Oct. 4 (Bloomberg) -- The shekel reached the highest in more than three months as a four-week stock rally fueled demand for the currency. Israel’s benchmark government bonds declined for the first time in seven days.
The shekel rose 0.8 percent to 3.8584 a dollar, the highest since June 19, at 6 p.m. in Tel Aviv. The currency has gained 1.2 percent this week. The TA-25 benchmark stock index has rallied 9.4 percent since the end of August on investor bets the economy will weather the global slowdown.
Economic growth accelerated to the highest in a year in the second quarter powered by exports while inflation jumped in August. The Bank of Israel last month raised its growth forecast for this year to 3.3 percent from its June estimate of 3.1 percent. Growth in the Group of 10 industrialized nations will slow to 1.3 percent, according to economist forecasts compiled by Bloomberg.
“The stock market has been on a very bullish trend and all that money flowing in is bound to lift the shekel,” said Moshe Nir, a trader at Mercantile Discount Bank Ltd. in Tel Aviv.
Israel’s foreign currency reserves rose by $610 million to $76.2 billion in September, the Bank of Israel said today. Israeli Prime Minister Benjamin Netanyahu may call early elections if his coalition partners don’t back a budget for next year that is within the deficit limit, an official said yesterday.
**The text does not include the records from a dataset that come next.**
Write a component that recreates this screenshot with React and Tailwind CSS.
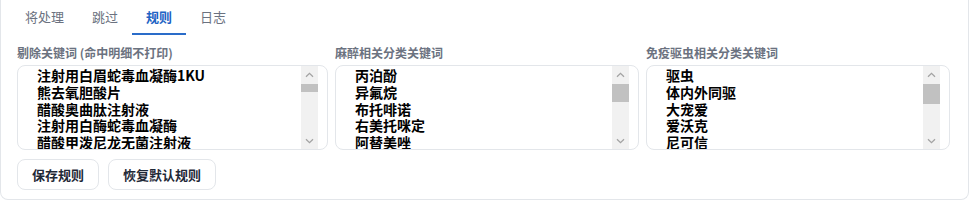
import { useState } from 'react';

const tabs = ['将处理', '跳过', '规则', '日志'];

const excludeWords = [
  '注射用白眉蛇毒血凝酶1KU',
  '熊去氧胆酸片',
  '醋酸奥曲肽注射液',
  '注射用白酶蛇毒血凝酶',
  '醋酸甲泼尼龙无菌注射液',
  '复方氨基酸注射液',
  '葡萄糖注射液',
  '氯化钠注射液',
  '乳酸林格注射液',
  '维生素K1注射液',
  '呋塞米注射液',
  '地塞米松磷酸钠注射液',
  '盐酸雷尼替丁注射液',
  '奥美拉唑钠',
  '马罗匹坦注射液',
  '头孢曲松钠',
  '阿莫西林克拉维酸钾',
  '恩诺沙星注射液',
  '甲硝唑氯化钠注射液',
  '碳酸氢钠注射液',
  '氯化钾注射液',
  '肝素钠注射液',
  '氨甲环酸注射液',
  '维生素B12注射液',
  '复合维生素B注射液',
  '腺苷钴胺',
  '谷胱甘肽',
  '多烯磷脂酰胆碱',
  '乙酰半胱氨酸',
  '硫酸镁注射液',
];

const anesthesiaWords = [
  '丙泊酚',
  '异氟烷',
  '布托啡诺',
  '右美托咪定',
  '阿替美唑',
  '舒泰',
  '利多卡因',
  '七氟烷',
  '氯胺酮',
  '咪达唑仑',
  '地西泮',
  '芬太尼',
  '吗啡',
];

const vaccineWords = [
  '驱虫',
  '体内外同驱',
  '大宠爱',
  '爱沃克',
  '尼可信',
  '超可信',
  '福来恩',
  '博来恩',
  '拜宠清',
  '狂犬疫苗',
  '猫三联',
  '犬八联',
];

function Chevron({ down }) {
  return (
    <svg width="9" height="6" viewBox="0 0 9 6" fill="none">
      <path
        d={down ? 'M1 1.2 L4.5 4.6 L8 1.2' : 'M1 4.8 L4.5 1.4 L8 4.8'}
        stroke="#a3a3a3"
        strokeWidth="1.3"
      />
    </svg>
  );
}

function KeywordBox({ label, words, thumb }) {
  return (
    <div className="flex flex-col min-w-0">
      <div className="text-[12px] font-bold text-[#6b7280] leading-[16px] mt-[3px] mb-[4px]">{label}</div>
      <div className="flex h-[85px] border border-[#e3e6ea] rounded-[8px] bg-white pr-[9px] overflow-hidden">
        <textarea
          readOnly
          defaultValue={words.join('\n')}
          className="block flex-1 min-w-0 h-full resize-none outline-none border-0 bg-transparent pl-[19px] pt-[1px] text-[14px] font-bold text-black leading-[16.8px] overflow-hidden"
        />
        {/* scrollbar drawing */}
        <div className="w-[17px] h-full bg-[#f1f1f1] flex flex-col">
          <div className="h-[17px] flex items-center justify-center">
            <Chevron />
          </div>
          <div className="flex-1 pt-[1px]">
            <div className="bg-[#c1c1c1]" style={{ height: thumb }} />
          </div>
          <div className="h-[17px] flex items-center justify-center">
            <Chevron down />
          </div>
        </div>
      </div>
    </div>
  );
}

export default function App() {
  const [active, setActive] = useState(2);

  return (
    <div
      className="w-[969px] h-[200px] bg-white border-x border-b border-[#e3e6ea] rounded-b-[8px] px-[16px]"
      style={{ fontFamily: '"Noto Sans CJK SC", "Noto Sans", sans-serif' }}
    >
      <div className="flex h-[35px] -ml-[6px]">
        {tabs.map((t, i) => (
          <button
            key={t}
            onClick={() => setActive(i)}
            className={
              i === active
                ? 'h-full px-[14px] text-[13px] font-bold text-[#2163c4] leading-[20px] border-b-2 border-[#2a6cc9]'
                : 'h-full px-[14px] text-[13px] text-[#6b7280] leading-[20px] border-b-2 border-transparent'
            }
          >
            {t}
          </button>
        ))}
      </div>

      <div className="grid grid-cols-[311px_304px_304px] gap-[7px] mt-[7px]">
        <KeywordBox label="剔除关键词 (命中明细不打印)" words={excludeWords} thumb={8} />
        <KeywordBox label="麻醉相关分类关键词" words={anesthesiaWords} thumb={18} />
        <KeywordBox label="免疫驱虫相关分类关键词" words={vaccineWords} thumb={20} />
      </div>

      <div className="flex gap-[9px] mt-[9px]">
        <button className="h-[31px] px-[14px] rounded-[8px] border border-[#e3e6ea] bg-white text-[13px] font-bold text-[#1f2937]">
          保存规则
        </button>
        <button className="h-[31px] px-[14px] rounded-[8px] border border-[#e3e6ea] bg-white text-[13px] font-bold text-[#1f2937]">
          恢复默认规则
        </button>
      </div>
    </div>
  );
}
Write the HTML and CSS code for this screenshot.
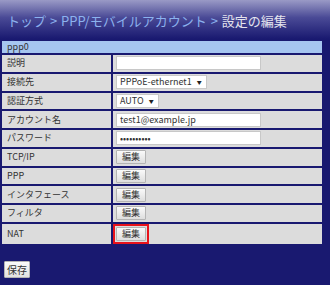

One-year interest rate swaps, an indicator of investor expectations for the benchmark rate in the period, were unchanged at 2.14 percent. The yield on the benchmark 5.5 percent government bond maturing in January 2022 gained five basis points, or 0.05 percentage point, to 4.23 percent.
The two-year break-even rate, the yield difference between inflation-linked bonds and fixed-rate government bonds of similar maturity, narrowed three basis points to 279, implying an average annual inflation rate of 2.79 percent.
The Tel Aviv Bond 40 Index, which measures inflation-linked and fixed-rate corporate bonds, was little changed at 274.06.